Take an aggressive stance. In this meeting you are positioning your decision to your boss. You are not asking your boss to make the decision for you. Instead, you are asking for feedback on your decision making process.

Re-assess your company's decision-making culture. The meeting with your boss will help you look again at your organization and understand if people in power are expected to make quick decisions or if a more laid back, methodical decision-making process is valued.

Since most organizations have little clarity around the scope of executives' decision-making power, this is a key opportunity for you to take a leadership role in bring clarity for the entire organization - including yourself. Push the envelope to see what is and is not acceptable. Then use this experience to better understand what decision-making style your corporate culture values, where your boss draws your limits and what style will best serve your projects.
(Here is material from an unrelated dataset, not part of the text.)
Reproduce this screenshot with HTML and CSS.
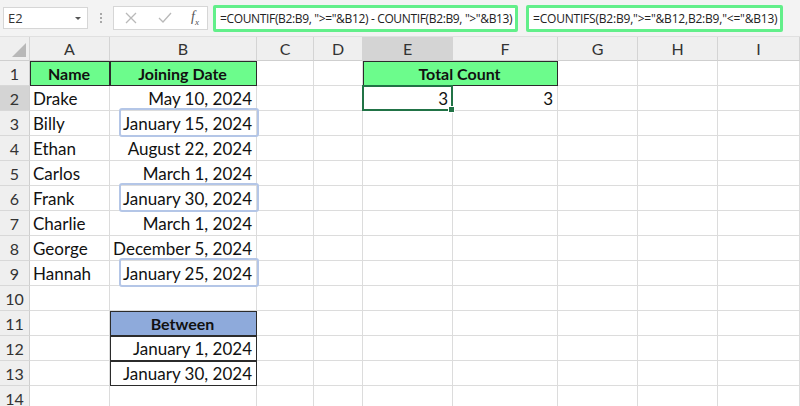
FILE: index.html
```html
<!DOCTYPE html>
<html>
<head>
<meta charset="utf-8">
<link rel="stylesheet" href="styles.css">
</head>
<body>
<div class="toolbar">
  <div class="namebox"><span>E2</span><span class="caret"></span></div>
  <div class="dots"><i></i><i></i><i></i></div>
  <div class="fxbox">
    <svg class="ico" width="14" height="14" viewBox="0 0 14 14"><path d="M2 2L12 12M12 2L2 12" stroke="#b9b9b9" stroke-width="1.3" fill="none"/></svg>
    <svg class="ico" width="16" height="14" viewBox="0 0 16 14"><path d="M2 7L6 11L14 2" stroke="#b9b9b9" stroke-width="1.3" fill="none"/></svg>
    <span class="fx">f<sub>x</sub></span>
  </div>
  <div class="formula f1">=COUNTIF(B2:B9, "&gt;="&amp;B12) - COUNTIF(B2:B9, "&gt;"&amp;B13)</div>
  <div class="formula f2">=COUNTIFS(B2:B9,"&gt;="&amp;B12,B2:B9,"&lt;="&amp;B13)</div>
</div>
<div class="sheet">
  <div class="corner"><span class="tri"></span></div>
  <div class="ch">A</div><div class="ch">B</div><div class="ch">C</div><div class="ch">D</div><div class="ch sel">E</div><div class="ch">F</div><div class="ch">G</div><div class="ch">H</div><div class="ch">I</div>

  <div class="rh">1</div><div class="c green b">Name</div><div class="c green b">Joining Date</div><div class="c"></div><div class="c"></div><div class="c green b span2">Total Count</div><div class="c"></div><div class="c"></div><div class="c"></div>

  <div class="rh sel">2</div><div class="c">Drake</div><div class="c r">May 10, 2024</div><div class="c"></div><div class="c"></div><div class="c r active">3</div><div class="c r">3</div><div class="c"></div><div class="c"></div><div class="c"></div>

  <div class="rh">3</div><div class="c">Billy</div><div class="c r hl">January 15, 2024</div><div class="c"></div><div class="c"></div><div class="c"></div><div class="c"></div><div class="c"></div><div class="c"></div><div class="c"></div>

  <div class="rh">4</div><div class="c">Ethan</div><div class="c r">August 22, 2024</div><div class="c"></div><div class="c"></div><div class="c"></div><div class="c"></div><div class="c"></div><div class="c"></div><div class="c"></div>

  <div class="rh">5</div><div class="c">Carlos</div><div class="c r">March 1, 2024</div><div class="c"></div><div class="c"></div><div class="c"></div><div class="c"></div><div class="c"></div><div class="c"></div><div class="c"></div>

  <div class="rh">6</div><div class="c">Frank</div><div class="c r hl">January 30, 2024</div><div class="c"></div><div class="c"></div><div class="c"></div><div class="c"></div><div class="c"></div><div class="c"></div><div class="c"></div>

  <div class="rh">7</div><div class="c">Charlie</div><div class="c r">March 1, 2024</div><div class="c"></div><div class="c"></div><div class="c"></div><div class="c"></div><div class="c"></div><div class="c"></div><div class="c"></div>

  <div class="rh">8</div><div class="c">George</div><div class="c r">December 5, 2024</div><div class="c"></div><div class="c"></div><div class="c"></div><div class="c"></div><div class="c"></div><div class="c"></div><div class="c"></div>

  <div class="rh">9</div><div class="c">Hannah</div><div class="c r hl">January 25, 2024</div><div class="c"></div><div class="c"></div><div class="c"></div><div class="c"></div><div class="c"></div><div class="c"></div><div class="c"></div>

  <div class="rh">10</div><div class="c"></div><div class="c"></div><div class="c"></div><div class="c"></div><div class="c"></div><div class="c"></div><div class="c"></div><div class="c"></div><div class="c"></div>

  <div class="rh">11</div><div class="c"></div><div class="c blue b">Between</div><div class="c"></div><div class="c"></div><div class="c"></div><div class="c"></div><div class="c"></div><div class="c"></div><div class="c"></div>

  <div class="rh">12</div><div class="c"></div><div class="c r bx">January 1, 2024</div><div class="c"></div><div class="c"></div><div class="c"></div><div class="c"></div><div class="c"></div><div class="c"></div><div class="c"></div>

  <div class="rh">13</div><div class="c"></div><div class="c r bx">January 30, 2024</div><div class="c"></div><div class="c"></div><div class="c"></div><div class="c"></div><div class="c"></div><div class="c"></div><div class="c"></div>

  <div class="rh">14</div><div class="c"></div><div class="c"></div><div class="c"></div><div class="c"></div><div class="c"></div><div class="c"></div><div class="c"></div><div class="c"></div><div class="c"></div>
</div>
</body>
</html>
```
FILE: styles.css
```css
* { box-sizing: border-box; }
html, body { margin: 0; padding: 0; }
body {
  width: 800px;
  height: 406px;
  overflow: hidden;
  background: #fff;
  font-family: Lato, "Open Sans", sans-serif;
  color: #111;
}
.toolbar {
  height: 37px;
  background: #f3f3f3;
  border-bottom: 1px solid #e0e0e0;
  display: flex;
  align-items: center;
  padding-left: 3px;
}
.namebox {
  width: 85px;
  height: 22px;
  background: #fff;
  border: 1px solid #d6d6d6;
  display: flex;
  align-items: center;
  justify-content: space-between;
  padding: 0 6px 0 4px;
  font-size: 13px;
  color: #333;
  font-family: "Open Sans", sans-serif;
}
.caret {
  width: 0; height: 0;
  border-left: 3px solid transparent;
  border-right: 3px solid transparent;
  border-top: 3px solid #555;
}
.dots {
  width: 25px;
  display: flex;
  flex-direction: column;
  align-items: center;
  gap: 2px;
}
.dots i {
  width: 2px; height: 2px; background: #a8a8a8; display: block;
}
.fxbox {
  width: 95px;
  height: 24px;
  background: #fff;
  border: 1px solid #d6d6d6;
  display: flex;
  align-items: center;
  justify-content: space-between;
  padding: 0 8px 0 10px;
}
.fx {
  font-family: "Liberation Serif", serif;
  font-style: italic;
  font-size: 14px;
  color: #555;
}
.fx sub { font-size: 9px; }
.formula {
  height: 27px;
  background: #fff;
  border: 3px solid #62ef8a;
  border-radius: 2px;
  display: flex;
  align-items: center;
  font-family: "Open Sans", sans-serif;
  font-size: 12px;
  letter-spacing: -0.35px;
  color: #222;
  white-space: nowrap;
  padding-left: 4px;
}
.f1 { width: 305px; margin-left: 5px; }
.f2 { width: 257px; margin-left: 8px; letter-spacing: -0.2px; }

.sheet {
  display: grid;
  grid-template-columns: 30px 80px 147px 57px 49px 90px 105px 80px 80px 82px;
  grid-template-rows: 24px repeat(14, 25px);
}
.corner {
  background: #efefef;
  border-right: 1px solid #d4d4d4;
  border-bottom: 1px solid #cfcfcf;
  position: relative;
}
.tri {
  position: absolute;
  right: 3px; bottom: 3px;
  width: 0; height: 0;
  border-left: 14px solid transparent;
  border-bottom: 14px solid #b8b8b8;
}
.ch {
  background: #efefef;
  border-right: 1px solid #d4d4d4;
  border-bottom: 1px solid #cfcfcf;
  display: flex;
  align-items: center;
  justify-content: center;
  font-size: 16px;
  color: #333;
}
.rh {
  background: #efefef;
  border-right: 1px solid #cfcfcf;
  border-bottom: 1px solid #d8d8d8;
  display: flex;
  align-items: center;
  justify-content: center;
  font-size: 16px;
  color: #333;
}
.sel { background: #d4d4d4; }
.c {
  border-right: 1px solid #dcdcdc;
  border-bottom: 1px solid #dcdcdc;
  display: flex;
  align-items: flex-end;
  padding: 0 4px 1px 3px;
  font-size: 17px;
  white-space: nowrap;
  position: relative;
}
.r { justify-content: flex-end; }
.green {
  background: #6cfc8c;
  justify-content: center;
  outline: 1px solid #2b2b2b;
  outline-offset: -1px;
}
.blue {
  background: #8eaadb;
  justify-content: center;
  outline: 1px solid #2b2b2b;
  outline-offset: -1px;
}
.b { font-weight: bold; font-size: 16px; padding-bottom: 2px; }
.bx {
  outline: 1px solid #2b2b2b;
  outline-offset: -1px;
}
.span2 { grid-column: span 2; }
.active::after {
  content: "";
  position: absolute;
  left: -1px; top: -1px; right: -1px; bottom: -1px;
  border: 2px solid #217346;
}
.active::before {
  content: "";
  position: absolute;
  right: -3px; bottom: -3px;
  width: 5px; height: 5px;
  background: #217346;
  border: 1px solid #fff;
  z-index: 2;
}
.hl::after {
  content: "";
  position: absolute;
  left: 9px; right: -3px; top: -3px; bottom: -2px;
  border: 2px solid #b4c6e7;
  border-radius: 3px;
  z-index: 1;
}
```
It may not seem sensible to have everyone involved in every decision, but making it a practice to include those affected whenever possible can increase the likelihood of getting real answers about feasibility and real commitment to making the decisions work. It may sound crazy, but what's crazier, giving them a choice or pretending they don't have it and living with the results?

Trying it on for fit:

Here are some tried and proven methods for increasing your probability of success obtaining commitment to decisions:

- Involve those affected in defining the problem, examining alternatives and making the decision.
- Always ask end users how, and if, a decision will work before moving ahead with it.
- Enlist, or charge, those impacted in/with finding the best ways to implement the decision.
- If large groups of people from distant locations are involved, have them select representatives who can communicate back and forth and ensure full support from the rank and file.
- Let go of the idea that those lower in the hierarchy have little or no choice. Whether or not they express it, they alone decide if they are to commit or not.
- In discussions with impacted employees or departments, encourage employees to challenge the decision and provide solutions to the problems identified.

Can this not be done in real life too, in our homes, in our communities, why only in organizations which employ us.